Here is my attempt. Define the map:
\begin{align*}
\text{Div}(X)&\to\text{Div}(\mathbb{P}^2)\\
E&\mapsto 0\\
D\neq E&\mapsto \pi(D)
\end{align*}
which induces a map $\varphi:\text{Pic}(X)\to\text{Pic}(\mathbb{P}^2)$. We then have an exact sequence:
$$\mathbb{Z}\to\text{Pic}(X)\to\text{Pic}(\mathbb{P}^2)\to 0$$
where the first map is given by $1\mapsto [E]$. Clearly the map $\pi^*:\text{Pic}(\mathbb{P}^2)\to\text{Pic}(X)$ gives a right split in the sequence. 
Knowing that $\text{Pic}(\mathbb{P}^2)\simeq \mathbb{Z}$ and using the splitting lemma, the only thing left to prove is that the map $1\mapsto[E]$ is injective. 

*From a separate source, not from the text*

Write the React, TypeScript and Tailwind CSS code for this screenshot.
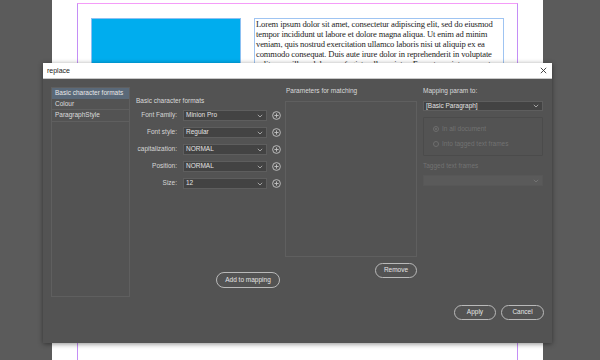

I'm stuck here. If $m[E]=0$ for some $m\geq 1$, then $mE=\text{div}(f)$ for some $f\in k(X)$. The problem is that I don't know how to actually write down rational functions in $X$.
Any ideas?
 A: First, we note that $\Bbb P^2$ and $X$ are birational: the open sets $\Bbb P^2\setminus P$ and $X\setminus E$ are isomorphic (the blowup map actually restricts to the identity here). This means that the function fields are isomorphic, and a function $f$ which has $div(f)=E$ on $X$ would necessarily have $div(f)=P$ on $\Bbb P^2$, which is obviously impossible. So $E\neq 0$ in the Picard group.
Tabes Bridges' comment is also a possible approach to the problem, as the self-intersection number can be computed only by knowing the degree of the normal bundle (without assuming anything about the class of $E$). As the exceptional divisor $E$ of a blowup in a point of a smooth variety of dimension $n$ has normal bundle $\mathcal{O}_E(E) \cong \mathcal{O}_{\Bbb P^{n-1}}(-1)$ (this is standard when defining the blowup and does not require knowledge of the Picard group of the blowup), we see that the self-intersection number of the exceptional divisor is $(-1)^{n-1}$. So if one can demonstrate that the intersection product is a well-defined thing on the Picard group, this would suffice to show that $E\neq 0$.